** What to do **
Please retype the data in full and exactly; the pictures are not part of the copy.

** Recorded information **
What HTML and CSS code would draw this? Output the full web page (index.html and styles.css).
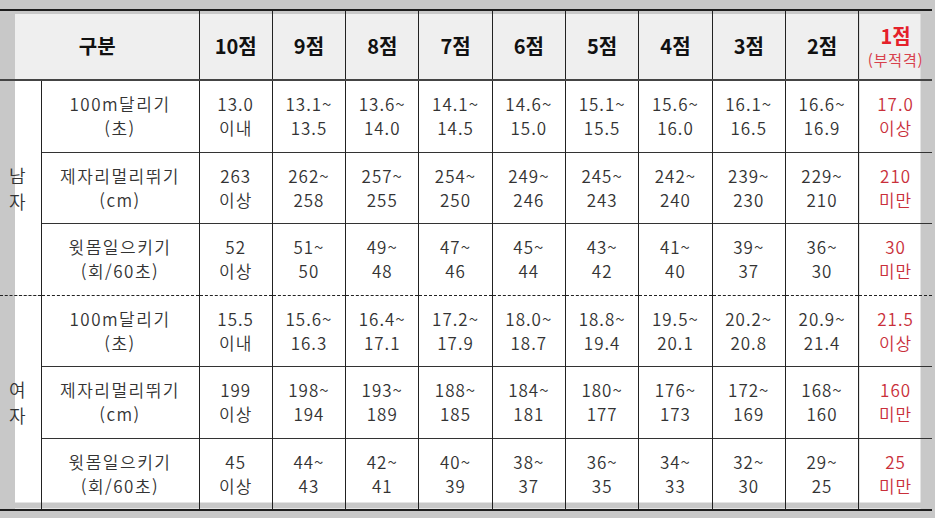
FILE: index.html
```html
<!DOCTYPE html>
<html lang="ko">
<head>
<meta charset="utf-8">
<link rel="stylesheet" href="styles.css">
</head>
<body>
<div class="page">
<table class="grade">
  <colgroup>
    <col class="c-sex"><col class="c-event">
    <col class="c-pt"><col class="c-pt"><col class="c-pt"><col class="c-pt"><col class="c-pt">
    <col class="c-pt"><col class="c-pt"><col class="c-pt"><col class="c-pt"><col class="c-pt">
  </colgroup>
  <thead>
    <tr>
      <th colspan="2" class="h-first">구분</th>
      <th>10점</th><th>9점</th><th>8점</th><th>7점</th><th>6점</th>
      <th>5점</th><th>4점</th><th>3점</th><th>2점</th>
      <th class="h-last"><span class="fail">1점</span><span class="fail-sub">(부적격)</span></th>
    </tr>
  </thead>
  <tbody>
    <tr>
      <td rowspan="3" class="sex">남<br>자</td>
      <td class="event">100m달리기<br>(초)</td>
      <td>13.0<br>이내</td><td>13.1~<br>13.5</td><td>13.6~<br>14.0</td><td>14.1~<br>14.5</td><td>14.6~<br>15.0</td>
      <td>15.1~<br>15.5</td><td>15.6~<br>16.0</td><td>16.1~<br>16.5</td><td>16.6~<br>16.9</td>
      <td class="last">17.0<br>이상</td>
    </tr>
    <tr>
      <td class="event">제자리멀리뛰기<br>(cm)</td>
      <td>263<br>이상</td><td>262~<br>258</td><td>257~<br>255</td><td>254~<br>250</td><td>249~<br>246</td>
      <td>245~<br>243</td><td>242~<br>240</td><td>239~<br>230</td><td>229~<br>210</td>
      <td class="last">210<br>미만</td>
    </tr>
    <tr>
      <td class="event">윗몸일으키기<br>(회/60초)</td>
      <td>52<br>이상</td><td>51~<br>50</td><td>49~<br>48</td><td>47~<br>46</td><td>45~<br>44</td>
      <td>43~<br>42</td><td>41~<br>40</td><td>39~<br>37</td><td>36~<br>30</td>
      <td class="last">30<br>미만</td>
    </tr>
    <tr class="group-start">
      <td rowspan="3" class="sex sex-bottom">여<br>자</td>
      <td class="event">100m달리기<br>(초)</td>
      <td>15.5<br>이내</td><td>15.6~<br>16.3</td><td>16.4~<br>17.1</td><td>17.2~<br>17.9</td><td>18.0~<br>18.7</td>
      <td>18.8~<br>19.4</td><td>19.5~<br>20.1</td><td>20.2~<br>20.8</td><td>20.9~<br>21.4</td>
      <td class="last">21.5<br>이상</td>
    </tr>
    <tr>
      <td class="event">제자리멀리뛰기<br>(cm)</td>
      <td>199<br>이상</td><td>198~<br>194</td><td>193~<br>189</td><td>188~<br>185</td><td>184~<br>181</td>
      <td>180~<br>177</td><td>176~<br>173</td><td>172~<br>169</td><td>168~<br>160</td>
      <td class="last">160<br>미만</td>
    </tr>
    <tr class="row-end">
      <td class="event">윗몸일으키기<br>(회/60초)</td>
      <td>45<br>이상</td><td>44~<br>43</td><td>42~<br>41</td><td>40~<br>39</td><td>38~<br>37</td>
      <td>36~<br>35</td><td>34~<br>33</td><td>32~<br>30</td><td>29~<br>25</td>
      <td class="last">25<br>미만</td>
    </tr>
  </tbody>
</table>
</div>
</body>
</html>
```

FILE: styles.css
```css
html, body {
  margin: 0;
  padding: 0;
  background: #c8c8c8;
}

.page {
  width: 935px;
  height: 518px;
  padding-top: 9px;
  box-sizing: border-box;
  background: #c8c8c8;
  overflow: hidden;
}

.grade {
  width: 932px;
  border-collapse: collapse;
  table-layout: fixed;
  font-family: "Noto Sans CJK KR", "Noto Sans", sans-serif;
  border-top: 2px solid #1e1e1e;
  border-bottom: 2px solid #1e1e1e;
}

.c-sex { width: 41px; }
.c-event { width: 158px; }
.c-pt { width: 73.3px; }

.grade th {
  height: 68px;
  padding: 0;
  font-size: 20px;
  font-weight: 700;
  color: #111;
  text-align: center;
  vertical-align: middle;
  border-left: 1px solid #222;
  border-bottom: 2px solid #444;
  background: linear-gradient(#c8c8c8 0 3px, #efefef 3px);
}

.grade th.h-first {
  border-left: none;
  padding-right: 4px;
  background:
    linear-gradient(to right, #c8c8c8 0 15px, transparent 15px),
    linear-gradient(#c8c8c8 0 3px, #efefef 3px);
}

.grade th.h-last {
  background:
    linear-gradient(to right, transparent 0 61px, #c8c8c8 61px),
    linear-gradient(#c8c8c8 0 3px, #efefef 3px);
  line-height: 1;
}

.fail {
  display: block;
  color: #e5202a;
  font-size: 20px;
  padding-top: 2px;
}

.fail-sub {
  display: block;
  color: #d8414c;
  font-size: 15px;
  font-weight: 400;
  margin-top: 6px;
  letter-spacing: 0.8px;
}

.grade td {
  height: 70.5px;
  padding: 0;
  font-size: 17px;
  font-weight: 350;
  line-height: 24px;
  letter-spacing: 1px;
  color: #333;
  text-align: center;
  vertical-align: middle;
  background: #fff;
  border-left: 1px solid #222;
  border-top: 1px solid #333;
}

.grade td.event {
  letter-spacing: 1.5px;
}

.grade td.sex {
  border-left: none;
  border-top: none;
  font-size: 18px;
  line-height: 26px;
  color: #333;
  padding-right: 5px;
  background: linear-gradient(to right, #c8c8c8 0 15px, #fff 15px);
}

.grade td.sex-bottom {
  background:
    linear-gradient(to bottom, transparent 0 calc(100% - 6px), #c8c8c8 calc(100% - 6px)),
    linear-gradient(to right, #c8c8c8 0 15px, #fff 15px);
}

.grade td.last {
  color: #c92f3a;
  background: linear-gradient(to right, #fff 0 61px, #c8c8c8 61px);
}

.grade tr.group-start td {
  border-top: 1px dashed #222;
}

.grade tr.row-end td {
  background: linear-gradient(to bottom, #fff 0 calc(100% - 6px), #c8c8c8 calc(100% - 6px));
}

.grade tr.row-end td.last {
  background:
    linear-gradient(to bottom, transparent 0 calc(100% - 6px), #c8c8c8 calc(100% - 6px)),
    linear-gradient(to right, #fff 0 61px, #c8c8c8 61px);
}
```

** Solution for this task **
What HTML and CSS code would draw this? Output the full web page (index.html and styles.css).
FILE: index.html
```html
<!DOCTYPE html>
<html lang="ko">
<head>
<meta charset="utf-8">
<link rel="stylesheet" href="styles.css">
</head>
<body>
<div class="page">
<table class="grade">
  <colgroup>
    <col class="c-sex"><col class="c-event">
    <col class="c-pt"><col class="c-pt"><col class="c-pt"><col class="c-pt"><col class="c-pt">
    <col class="c-pt"><col class="c-pt"><col class="c-pt"><col class="c-pt"><col class="c-pt">
  </colgroup>
  <thead>
    <tr>
      <th colspan="2" class="h-first">구분</th>
      <th>10점</th><th>9점</th><th>8점</th><th>7점</th><th>6점</th>
      <th>5점</th><th>4점</th><th>3점</th><th>2점</th>
      <th class="h-last"><span class="fail">1점</span><span class="fail-sub">(부적격)</span></th>
    </tr>
  </thead>
  <tbody>
    <tr>
      <td rowspan="3" class="sex">남<br>자</td>
      <td class="event">100m달리기<br>(초)</td>
      <td>13.0<br>이내</td><td>13.1~<br>13.5</td><td>13.6~<br>14.0</td><td>14.1~<br>14.5</td><td>14.6~<br>15.0</td>
      <td>15.1~<br>15.5</td><td>15.6~<br>16.0</td><td>16.1~<br>16.5</td><td>16.6~<br>16.9</td>
      <td class="last">17.0<br>이상</td>
    </tr>
    <tr>
      <td class="event">제자리멀리뛰기<br>(cm)</td>
      <td>263<br>이상</td><td>262~<br>258</td><td>257~<br>255</td><td>254~<br>250</td><td>249~<br>246</td>
      <td>245~<br>243</td><td>242~<br>240</td><td>239~<br>230</td><td>229~<br>210</td>
      <td class="last">210<br>미만</td>
    </tr>
    <tr>
      <td class="event">윗몸일으키기<br>(회/60초)</td>
      <td>52<br>이상</td><td>51~<br>50</td><td>49~<br>48</td><td>47~<br>46</td><td>45~<br>44</td>
      <td>43~<br>42</td><td>41~<br>40</td><td>39~<br>37</td><td>36~<br>30</td>
      <td class="last">30<br>미만</td>
    </tr>
    <tr class="group-start">
      <td rowspan="3" class="sex sex-bottom">여<br>자</td>
      <td class="event">100m달리기<br>(초)</td>
      <td>15.5<br>이내</td><td>15.6~<br>16.3</td><td>16.4~<br>17.1</td><td>17.2~<br>17.9</td><td>18.0~<br>18.7</td>
      <td>18.8~<br>19.4</td><td>19.5~<br>20.1</td><td>20.2~<br>20.8</td><td>20.9~<br>21.4</td>
      <td class="last">21.5<br>이상</td>
    </tr>
    <tr>
      <td class="event">제자리멀리뛰기<br>(cm)</td>
      <td>199<br>이상</td><td>198~<br>194</td><td>193~<br>189</td><td>188~<br>185</td><td>184~<br>181</td>
      <td>180~<br>177</td><td>176~<br>173</td><td>172~<br>169</td><td>168~<br>160</td>
      <td class="last">160<br>미만</td>
    </tr>
    <tr class="row-end">
      <td class="event">윗몸일으키기<br>(회/60초)</td>
      <td>45<br>이상</td><td>44~<br>43</td><td>42~<br>41</td><td>40~<br>39</td><td>38~<br>37</td>
      <td>36~<br>35</td><td>34~<br>33</td><td>32~<br>30</td><td>29~<br>25</td>
      <td class="last">25<br>미만</td>
    </tr>
  </tbody>
</table>
</div>
</body>
</html>
```

FILE: styles.css
```css
html, body {
  margin: 0;
  padding: 0;
  background: #c8c8c8;
}

.page {
  width: 935px;
  height: 518px;
  padding-top: 9px;
  box-sizing: border-box;
  background: #c8c8c8;
  overflow: hidden;
}

.grade {
  width: 932px;
  border-collapse: collapse;
  table-layout: fixed;
  font-family: "Noto Sans CJK KR", "Noto Sans", sans-serif;
  border-top: 2px solid #1e1e1e;
  border-bottom: 2px solid #1e1e1e;
}

.c-sex { width: 41px; }
.c-event { width: 158px; }
.c-pt { width: 73.3px; }

.grade th {
  height: 68px;
  padding: 0;
  font-size: 20px;
  font-weight: 700;
  color: #111;
  text-align: center;
  vertical-align: middle;
  border-left: 1px solid #222;
  border-bottom: 2px solid #444;
  background: linear-gradient(#c8c8c8 0 3px, #efefef 3px);
}

.grade th.h-first {
  border-left: none;
  padding-right: 4px;
  background:
    linear-gradient(to right, #c8c8c8 0 15px, transparent 15px),
    linear-gradient(#c8c8c8 0 3px, #efefef 3px);
}

.grade th.h-last {
  background:
    linear-gradient(to right, transparent 0 61px, #c8c8c8 61px),
    linear-gradient(#c8c8c8 0 3px, #efefef 3px);
  line-height: 1;
}

.fail {
  display: block;
  color: #e5202a;
  font-size: 20px;
  padding-top: 2px;
}

.fail-sub {
  display: block;
  color: #d8414c;
  font-size: 15px;
  font-weight: 400;
  margin-top: 6px;
  letter-spacing: 0.8px;
}

.grade td {
  height: 70.5px;
  padding: 0;
  font-size: 17px;
  font-weight: 350;
  line-height: 24px;
  letter-spacing: 1px;
  color: #333;
  text-align: center;
  vertical-align: middle;
  background: #fff;
  border-left: 1px solid #222;
  border-top: 1px solid #333;
}

.grade td.event {
  letter-spacing: 1.5px;
}

.grade td.sex {
  border-left: none;
  border-top: none;
  font-size: 18px;
  line-height: 26px;
  color: #333;
  padding-right: 5px;
  background: linear-gradient(to right, #c8c8c8 0 15px, #fff 15px);
}

.grade td.sex-bottom {
  background:
    linear-gradient(to bottom, transparent 0 calc(100% - 6px), #c8c8c8 calc(100% - 6px)),
    linear-gradient(to right, #c8c8c8 0 15px, #fff 15px);
}

.grade td.last {
  color: #c92f3a;
  background: linear-gradient(to right, #fff 0 61px, #c8c8c8 61px);
}

.grade tr.group-start td {
  border-top: 1px dashed #222;
}

.grade tr.row-end td {
  background: linear-gradient(to bottom, #fff 0 calc(100% - 6px), #c8c8c8 calc(100% - 6px));
}

.grade tr.row-end td.last {
  background:
    linear-gradient(to bottom, transparent 0 calc(100% - 6px), #c8c8c8 calc(100% - 6px)),
    linear-gradient(to right, #fff 0 61px, #c8c8c8 61px);
}
```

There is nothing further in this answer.